I can't imagine what this mercurial life would be like without you.
Forever genuine and without guile, you are the one true being.
Loving you is like humus.
Can't get enough.

Friday, March 25, 2011

The Art Of Stage Management.

I've become a little worried that the art of stage management has become less important to producers and directors than it briefly became. I'm seeing a movement that seems to take the stage manager out of the equation, ignoring the vast knowledge and experience a stage manager can bring to a project. I'm wondering if this has to do with ego. Maybe it all has to do with control.

This is a complicated topic.

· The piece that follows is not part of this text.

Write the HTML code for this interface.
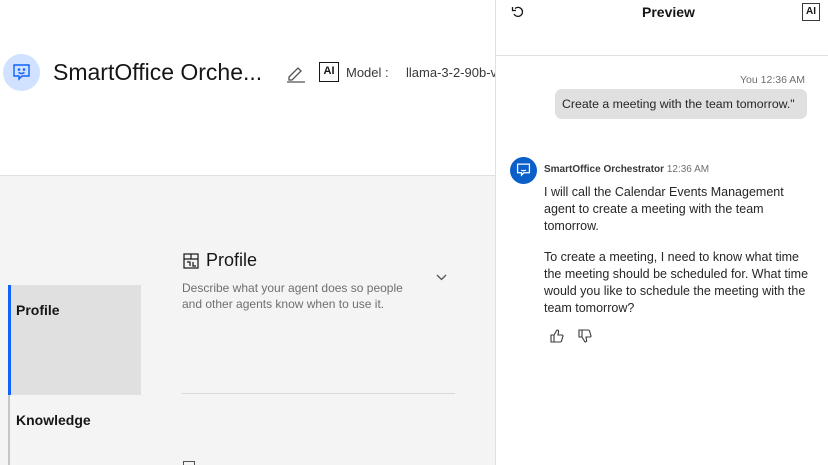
<!DOCTYPE html>
<html><head><style>
*{margin:0;padding:0;box-sizing:border-box}
body{width:828px;height:465px;overflow:hidden;font-family:"Liberation Sans",sans-serif;background:#fff;position:relative;color:#161616}
.a{position:absolute}
</style></head><body>
<div class="a" style="left:0;top:0;width:496px;height:175px;background:#fff"></div>
<div class="a" style="left:0;top:175px;width:496px;height:290px;background:#f4f4f4;border-top:1px solid #e0e0e0"></div>
<div class="a" style="left:3px;top:54px;width:37px;height:37px;border-radius:50%;background:#d0e2ff"></div>
<svg class="a" style="left:12px;top:63px" width="19" height="19" viewBox="0 0 19 19" fill="none" stroke="#0f62fe" stroke-width="1.4"><path d="M2 2h15v11h-7l-3 3v-3H2z"/><circle cx="7" cy="6.5" r=".6" fill="#0f62fe"/><circle cx="12" cy="6.5" r=".6" fill="#0f62fe"/><path d="M6.5 9.5q3 2 6 0"/></svg>
<div class="a" style="left:53px;top:59px;font-size:23px;color:#161616">SmartOffice Orche...</div>
<svg class="a" style="left:286px;top:64px" width="20" height="19" viewBox="0 0 20 19" fill="none" stroke="#525252" stroke-width="1.3"><path d="M3 13l9-9 3 3-9 9H3z"/><path d="M1 18h18"/></svg>
<div class="a" style="left:319px;top:62px;width:20px;height:20px;border:1.5px solid #161616;font-size:11px;font-weight:bold;text-align:center;line-height:17px">AI</div>
<div class="a" style="left:346px;top:65px;font-size:13px;color:#393939">Model :</div>
<div class="a" style="left:406px;top:65px;font-size:13px;color:#393939;white-space:nowrap;width:90px;overflow:hidden">llama-3-2-90b-vision</div>
<div class="a" style="left:8px;top:285px;width:2px;height:180px;background:#c6c6c6"></div>
<div class="a" style="left:8px;top:285px;width:3px;height:110px;background:#0f62fe"></div>
<div class="a" style="left:11px;top:285px;width:130px;height:110px;background:#e0e0e0"></div>
<div class="a" style="left:16px;top:302px;font-size:14px;font-weight:bold">Profile</div>
<div class="a" style="left:16px;top:412px;font-size:14px;font-weight:bold">Knowledge</div>
<svg class="a" style="left:183px;top:253px" width="16" height="16" viewBox="0 0 16 16" fill="none" stroke="#161616" stroke-width="1.2"><rect x="1" y="1" width="14" height="14"/><path d="M1 6h14M8 1v5M4 9h3v4M10 9v4h3"/></svg>
<div class="a" style="left:206px;top:250px;font-size:18px">Profile</div>
<div class="a" style="left:182px;top:280px;font-size:12px;color:#6f6f6f;line-height:16px">Describe what your agent does so people<br>and other agents know when to use it.</div>
<svg class="a" style="left:436px;top:274px" width="11" height="8" viewBox="0 0 11 8" fill="none" stroke="#525252" stroke-width="1.3"><path d="M1 1l4.5 4.5L10 1"/></svg>
<div class="a" style="left:182px;top:393px;width:273px;height:1px;background:#d8d8d8"></div>
<div class="a" style="left:183px;top:461px;width:12px;height:4px;border:1.2px solid #525252;border-bottom:none"></div>
<div class="a" style="left:495px;top:0;width:1px;height:465px;background:#e0e0e0"></div>
<div class="a" style="left:496px;top:55px;width:332px;height:1px;background:#e0e0e0"></div>
<svg class="a" style="left:511px;top:5px" width="14" height="14" viewBox="0 0 14 14" fill="none" stroke="#161616" stroke-width="1.3"><path d="M4 3.5A4.5 4.5 0 1 1 3 9"/><path d="M1.5 2v3.5H5"/></svg>
<div class="a" style="left:642px;top:4px;font-size:14px;font-weight:bold">Preview</div>
<div class="a" style="left:802px;top:3px;width:18px;height:18px;border:1.3px solid #393939;font-size:10px;font-weight:bold;text-align:center;line-height:16px">AI</div>
<div class="a" style="left:740px;top:74px;font-size:10.5px;color:#6f6f6f">You 12:36 AM</div>
<div class="a" style="left:555px;top:89px;width:252px;height:30px;border-radius:7px;background:#e0e0e0;font-size:12.3px;padding:8px 7px;color:#262626;white-space:nowrap">Create a meeting with the team tomorrow."</div>
<div class="a" style="left:510px;top:157px;width:27px;height:27px;border-radius:50%;background:#0b5fc9"></div>
<svg class="a" style="left:516px;top:162px" width="15" height="16" viewBox="0 0 19 19" fill="none" stroke="#fff" stroke-width="1.6"><path d="M2 2h15v11h-7l-3 3v-3H2z"/><path d="M6.5 9.5q3 2 6 0"/></svg>
<div class="a" style="left:544px;top:164px;font-size:10px;color:#393939"><b>SmartOffice Orchestrator</b> <span style="color:#6f6f6f">12:36 AM</span></div>
<div class="a" style="left:544px;top:184px;width:284px;font-size:12.5px;line-height:16.8px;color:#262626;white-space:nowrap">I will call the Calendar Events Management<br>agent to create a meeting with the team<br>tomorrow.<div style="height:15px"></div>To create a meeting, I need to know what time<br>the meeting should be scheduled for. What time<br>would you like to schedule the meeting with the<br>team tomorrow?</div>
<svg class="a" style="left:550px;top:329px" width="14" height="14" viewBox="0 0 14 14" fill="#fff" stroke="#393939" stroke-width="1.1"><path d="M1 6h3v7H1zM4 6l3-5q2 0 1.5 2L8 6h4q1 0 1 1l-1.5 5q-.3 1-1.5 1H4"/></svg>
<svg class="a" style="left:578px;top:329px" width="14" height="14" viewBox="0 0 14 14" fill="#fff" stroke="#393939" stroke-width="1.1"><path d="M1 1h3v7H1zM4 8l3 5q2 0 1.5-2L8 8h4q1 0 1-1l-1.5-5Q11.2 1 10 1H4"/></svg>
</body></html>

Some directors need to micro-manage to the extent that they are actually doing some of the work a stage manager could do for them. Oh, you want examples? Well... character/scene breakdowns, scheduling and time management. They are not trusting the stage managers to look out for the show. They seem to be afraid of losing some kind of control when in fact the stage managers can easily take over these jobs and free the directors to simply create.

Some theatre companies don't want the stage managers to give notes to the actors after opening. They hire assistant directors to watch the show once a week and give notes. Okay.. makes my job easier in a way... but on a nightly basis this doesn't serve the production as much as the someone who is dedicated and is watching 8 shows a week. A stage manager should be the first to notice when an actor is going off track and can fix it with a quick note at fight call. The rest of the company doesn't have to wait for the assistant director to show up to "fix" the show. The show won't need fixing! (When stage managers give nightly notes we have the added benefit of reducing the actors' stress because a simple fix has been solved in a day.. not in a week.)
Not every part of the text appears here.